Extract each line of the material that follows exactly and omit its pictures.

§ Data section
---

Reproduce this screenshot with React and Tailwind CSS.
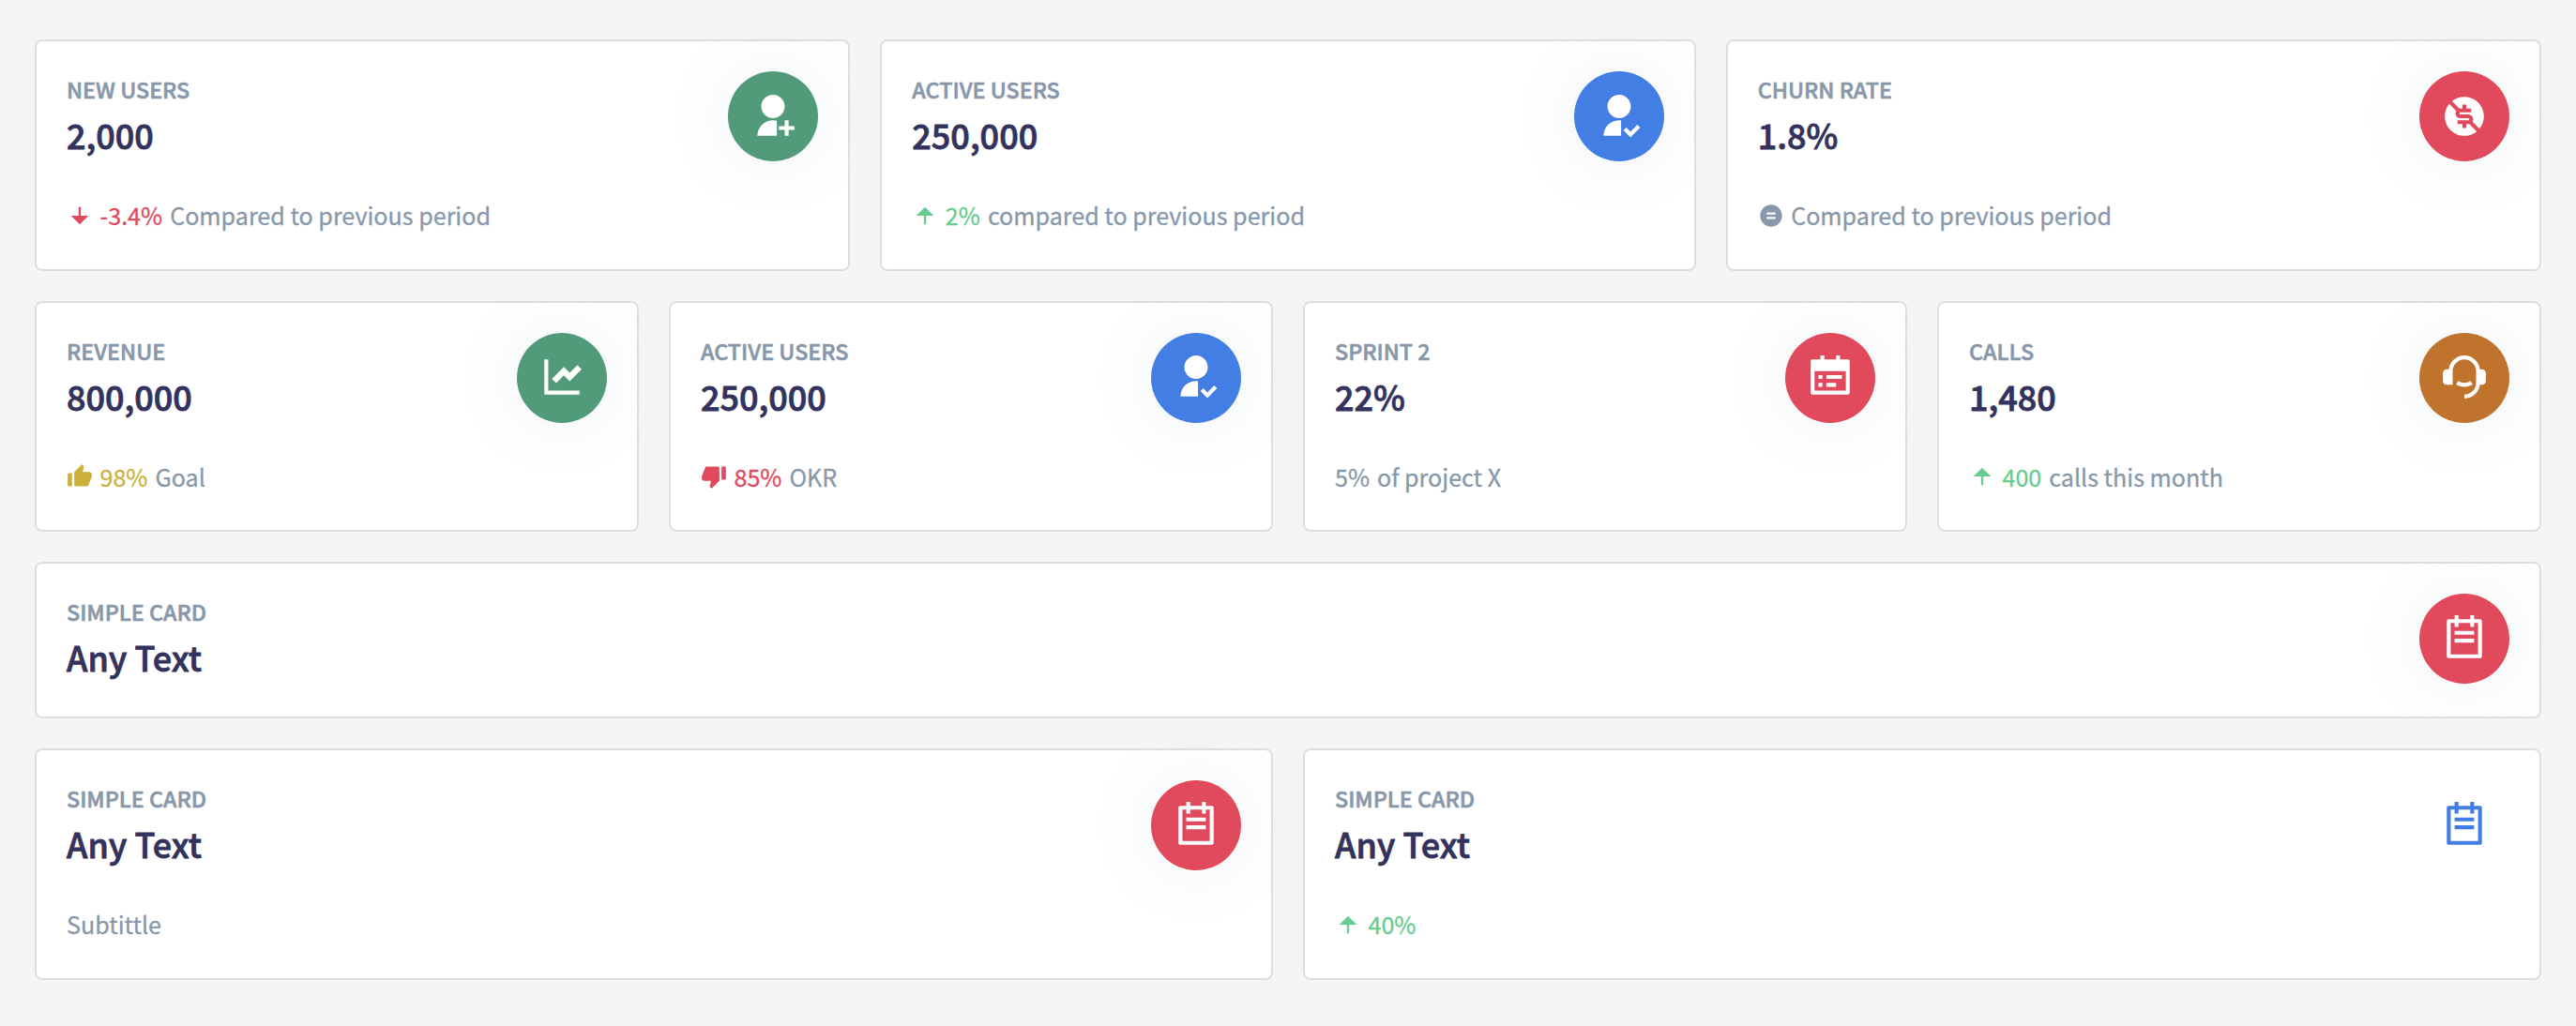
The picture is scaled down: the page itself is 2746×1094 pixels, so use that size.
import {
  RiCreativeCommonsNcFill,
  RiCreativeCommonsNdFill,
  RiCustomerService2Fill,
  RiLineChartFill,
  RiThumbDownFill,
  RiThumbUpFill,
  RiTodoLine,
} from "react-icons/ri";

function Glyph({ d, className }) {
  return (
    <svg viewBox="0 0 24 24" fill="currentColor" className={className}>
      <path d={d} />
    </svg>
  );
}

const UserAdd = ({ className }) => (
  <Glyph
    className={className}
    d="M14 14.252V22H4a8 8 0 0 1 10-7.748zM12 13c-3.315 0-6-2.685-6-6s2.685-6 6-6 6 2.685 6 6-2.685 6-6 6zm6 4v-3h2v3h3v2h-3v3h-2v-3h-3v-2h3z"
  />
);
const UserFollow = ({ className }) => (
  <Glyph
    className={className}
    d="M13 14.062V22H4a8 8 0 0 1 9-7.938zM12 13c-3.315 0-6-2.685-6-6s2.685-6 6-6 6 2.685 6 6-2.685 6-6 6zm5.793 6.914l3.535-3.535 1.415 1.414-4.95 4.95-3.536-3.536 1.415-1.414 2.12 2.121z"
  />
);
const CalendarTodo = ({ className }) => (
  <Glyph
    className={className}
    d="M17 3h4a1 1 0 0 1 1 1v16a1 1 0 0 1-1 1H3a1 1 0 0 1-1-1V4a1 1 0 0 1 1-1h4V1h2v2h6V1h2v2zM4 9v10h16V9H4zm2 2h2v2H6v-2zm0 4h2v2H6v-2zm4-4h8v2h-8v-2zm0 4h5v2h-5v-2z"
  />
);
const ArrowUp = ({ className }) => <Glyph className={className} d="M13 12v8h-2v-8H4l8-8 8 8z" />;
const ArrowDown = ({ className }) => <Glyph className={className} d="M13 12h7l-8 8-8-8h7V4h2v8z" />;

const SHADOW = "shadow-[0_0_64px_0_rgba(136,152,170,0.15)]";
const GREEN = `bg-[#529b7a] text-white ${SHADOW}`;
const BLUE = `bg-[#437ee4] text-white ${SHADOW}`;
const RED = `bg-[#e1495d] text-white ${SHADOW}`;
const ORANGE = `bg-[#bf732c] text-white ${SHADOW}`;
const PLAIN = "bg-white text-[#437ee4]";

function Card({ label, value, Icon, badge, iconShift = "", height, children }) {
  return (
    <section
      className={`relative flex min-w-0 flex-1 items-start justify-between rounded-[8px] border-2 border-[#dedede] bg-white p-8 ${height}`}
    >
      <div className="whitespace-nowrap">
        <h2 className="text-[23.3px] leading-[38px] font-medium uppercase text-[#8898aa] [-webkit-text-stroke:0.6px_currentColor]">
          {label}
        </h2>
        <p className="text-[36px] leading-[58px] font-medium text-[#32325d] [-webkit-text-stroke:0.8px_currentColor]">
          {value}
        </p>
        {children && (
          <div className="mt-[37px] flex items-center text-[25.1px] leading-[40px] text-[#8898aa] [-webkit-text-stroke:0.3px_currentColor]">
            {children}
          </div>
        )}
      </div>
      <div className={`flex size-24 shrink-0 items-center justify-center rounded-full ${badge}`}>
        <Icon className={`size-[50px] ${iconShift}`} />
      </div>
    </section>
  );
}

function Trend({ Icon, amount, color, text, iconShift = "mt-0.5" }) {
  return (
    <>
      {Icon && <Icon className={`mr-[7.5px] size-7 shrink-0 ${iconShift} ${color}`} />}
      {amount && <span className={`mr-2 ${color}`}>{amount}</span>}
      {text && <span>{text}</span>}
    </>
  );
}

const RED_TEXT = "text-[#e1495d]";
const GREEN_TEXT = "text-[#66cc91]";
const YELLOW_TEXT = "text-[#cbb03b]";
const UP = "-mt-0.5";

export default function App() {
  return (
    <main className="flex h-[1094px] flex-col gap-8 overflow-hidden bg-[#f5f5f5] pt-[42px] pr-[37px] pl-[37px] font-['Noto_Sans_CJK_SC','Open_Sans',sans-serif]">
      <div className="flex gap-8">
        <Card label="New users" value="2,000" Icon={UserAdd} badge={GREEN} height="h-[247px]">
          <Trend Icon={ArrowDown} amount="-3.4%" color={RED_TEXT} text="Compared to previous period" />
        </Card>
        <Card label="Active users" value="250,000" Icon={UserFollow} badge={BLUE} height="h-[247px]">
          <Trend Icon={ArrowUp} amount="2%" color={GREEN_TEXT} text="compared to previous period" />
        </Card>
        <Card label="Churn rate" value="1.8%" Icon={RiCreativeCommonsNcFill} badge={RED} height="h-[247px]">
          <Trend Icon={RiCreativeCommonsNdFill} color="text-[#8898aa]" text="Compared to previous period" />
        </Card>
      </div>

      <div className="flex gap-8">
        <Card label="Revenue" value="800,000" Icon={RiLineChartFill} badge={GREEN} iconShift={UP} height="h-[246px]">
          <Trend Icon={RiThumbUpFill} amount="98%" color={YELLOW_TEXT} text="Goal" iconShift="" />
        </Card>
        <Card label="Active users" value="250,000" Icon={UserFollow} badge={BLUE} iconShift={UP} height="h-[246px]">
          <Trend Icon={RiThumbDownFill} amount="85%" color={RED_TEXT} text="OKR" iconShift="" />
        </Card>
        <Card label="Sprint 2" value="22%" Icon={CalendarTodo} badge={RED} iconShift={UP} height="h-[246px]">
          <Trend amount="5%" color="text-[#8898aa]" text="of project X" />
        </Card>
        <Card label="Calls" value="1,480" Icon={RiCustomerService2Fill} badge={ORANGE} iconShift={UP} height="h-[246px]">
          <Trend Icon={ArrowUp} amount="400" color={GREEN_TEXT} text="calls this month" iconShift="" />
        </Card>
      </div>

      <div className="flex gap-8">
        <Card label="Simple card" value="Any Text" Icon={RiTodoLine} badge={RED} height="h-[167px]" />
      </div>

      <div className="flex gap-8">
        <Card label="Simple card" value="Any Text" Icon={RiTodoLine} badge={RED} height="h-[247px]">
          <Trend text="Subtittle" />
        </Card>
        <Card label="Simple card" value="Any Text" Icon={RiTodoLine} badge={PLAIN} height="h-[247px]">
          <Trend Icon={ArrowUp} amount="40%" color={GREEN_TEXT} />
        </Card>
      </div>
    </main>
  );
}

---

§ Response to this task
Reproduce this screenshot with React and Tailwind CSS.
The picture is scaled down: the page itself is 2746×1094 pixels, so use that size.
import {
  RiCreativeCommonsNcFill,
  RiCreativeCommonsNdFill,
  RiCustomerService2Fill,
  RiLineChartFill,
  RiThumbDownFill,
  RiThumbUpFill,
  RiTodoLine,
} from "react-icons/ri";

function Glyph({ d, className }) {
  return (
    <svg viewBox="0 0 24 24" fill="currentColor" className={className}>
      <path d={d} />
    </svg>
  );
}

const UserAdd = ({ className }) => (
  <Glyph
    className={className}
    d="M14 14.252V22H4a8 8 0 0 1 10-7.748zM12 13c-3.315 0-6-2.685-6-6s2.685-6 6-6 6 2.685 6 6-2.685 6-6 6zm6 4v-3h2v3h3v2h-3v3h-2v-3h-3v-2h3z"
  />
);
const UserFollow = ({ className }) => (
  <Glyph
    className={className}
    d="M13 14.062V22H4a8 8 0 0 1 9-7.938zM12 13c-3.315 0-6-2.685-6-6s2.685-6 6-6 6 2.685 6 6-2.685 6-6 6zm5.793 6.914l3.535-3.535 1.415 1.414-4.95 4.95-3.536-3.536 1.415-1.414 2.12 2.121z"
  />
);
const CalendarTodo = ({ className }) => (
  <Glyph
    className={className}
    d="M17 3h4a1 1 0 0 1 1 1v16a1 1 0 0 1-1 1H3a1 1 0 0 1-1-1V4a1 1 0 0 1 1-1h4V1h2v2h6V1h2v2zM4 9v10h16V9H4zm2 2h2v2H6v-2zm0 4h2v2H6v-2zm4-4h8v2h-8v-2zm0 4h5v2h-5v-2z"
  />
);
const ArrowUp = ({ className }) => <Glyph className={className} d="M13 12v8h-2v-8H4l8-8 8 8z" />;
const ArrowDown = ({ className }) => <Glyph className={className} d="M13 12h7l-8 8-8-8h7V4h2v8z" />;

const SHADOW = "shadow-[0_0_64px_0_rgba(136,152,170,0.15)]";
const GREEN = `bg-[#529b7a] text-white ${SHADOW}`;
const BLUE = `bg-[#437ee4] text-white ${SHADOW}`;
const RED = `bg-[#e1495d] text-white ${SHADOW}`;
const ORANGE = `bg-[#bf732c] text-white ${SHADOW}`;
const PLAIN = "bg-white text-[#437ee4]";

function Card({ label, value, Icon, badge, iconShift = "", height, children }) {
  return (
    <section
      className={`relative flex min-w-0 flex-1 items-start justify-between rounded-[8px] border-2 border-[#dedede] bg-white p-8 ${height}`}
    >
      <div className="whitespace-nowrap">
        <h2 className="text-[23.3px] leading-[38px] font-medium uppercase text-[#8898aa] [-webkit-text-stroke:0.6px_currentColor]">
          {label}
        </h2>
        <p className="text-[36px] leading-[58px] font-medium text-[#32325d] [-webkit-text-stroke:0.8px_currentColor]">
          {value}
        </p>
        {children && (
          <div className="mt-[37px] flex items-center text-[25.1px] leading-[40px] text-[#8898aa] [-webkit-text-stroke:0.3px_currentColor]">
            {children}
          </div>
        )}
      </div>
      <div className={`flex size-24 shrink-0 items-center justify-center rounded-full ${badge}`}>
        <Icon className={`size-[50px] ${iconShift}`} />
      </div>
    </section>
  );
}

function Trend({ Icon, amount, color, text, iconShift = "mt-0.5" }) {
  return (
    <>
      {Icon && <Icon className={`mr-[7.5px] size-7 shrink-0 ${iconShift} ${color}`} />}
      {amount && <span className={`mr-2 ${color}`}>{amount}</span>}
      {text && <span>{text}</span>}
    </>
  );
}

const RED_TEXT = "text-[#e1495d]";
const GREEN_TEXT = "text-[#66cc91]";
const YELLOW_TEXT = "text-[#cbb03b]";
const UP = "-mt-0.5";

export default function App() {
  return (
    <main className="flex h-[1094px] flex-col gap-8 overflow-hidden bg-[#f5f5f5] pt-[42px] pr-[37px] pl-[37px] font-['Noto_Sans_CJK_SC','Open_Sans',sans-serif]">
      <div className="flex gap-8">
        <Card label="New users" value="2,000" Icon={UserAdd} badge={GREEN} height="h-[247px]">
          <Trend Icon={ArrowDown} amount="-3.4%" color={RED_TEXT} text="Compared to previous period" />
        </Card>
        <Card label="Active users" value="250,000" Icon={UserFollow} badge={BLUE} height="h-[247px]">
          <Trend Icon={ArrowUp} amount="2%" color={GREEN_TEXT} text="compared to previous period" />
        </Card>
        <Card label="Churn rate" value="1.8%" Icon={RiCreativeCommonsNcFill} badge={RED} height="h-[247px]">
          <Trend Icon={RiCreativeCommonsNdFill} color="text-[#8898aa]" text="Compared to previous period" />
        </Card>
      </div>

      <div className="flex gap-8">
        <Card label="Revenue" value="800,000" Icon={RiLineChartFill} badge={GREEN} iconShift={UP} height="h-[246px]">
          <Trend Icon={RiThumbUpFill} amount="98%" color={YELLOW_TEXT} text="Goal" iconShift="" />
        </Card>
        <Card label="Active users" value="250,000" Icon={UserFollow} badge={BLUE} iconShift={UP} height="h-[246px]">
          <Trend Icon={RiThumbDownFill} amount="85%" color={RED_TEXT} text="OKR" iconShift="" />
        </Card>
        <Card label="Sprint 2" value="22%" Icon={CalendarTodo} badge={RED} iconShift={UP} height="h-[246px]">
          <Trend amount="5%" color="text-[#8898aa]" text="of project X" />
        </Card>
        <Card label="Calls" value="1,480" Icon={RiCustomerService2Fill} badge={ORANGE} iconShift={UP} height="h-[246px]">
          <Trend Icon={ArrowUp} amount="400" color={GREEN_TEXT} text="calls this month" iconShift="" />
        </Card>
      </div>

      <div className="flex gap-8">
        <Card label="Simple card" value="Any Text" Icon={RiTodoLine} badge={RED} height="h-[167px]" />
      </div>

      <div className="flex gap-8">
        <Card label="Simple card" value="Any Text" Icon={RiTodoLine} badge={RED} height="h-[247px]">
          <Trend text="Subtittle" />
        </Card>
        <Card label="Simple card" value="Any Text" Icon={RiTodoLine} badge={PLAIN} height="h-[247px]">
          <Trend Icon={ArrowUp} amount="40%" color={GREEN_TEXT} />
        </Card>
      </div>
    </main>
  );
}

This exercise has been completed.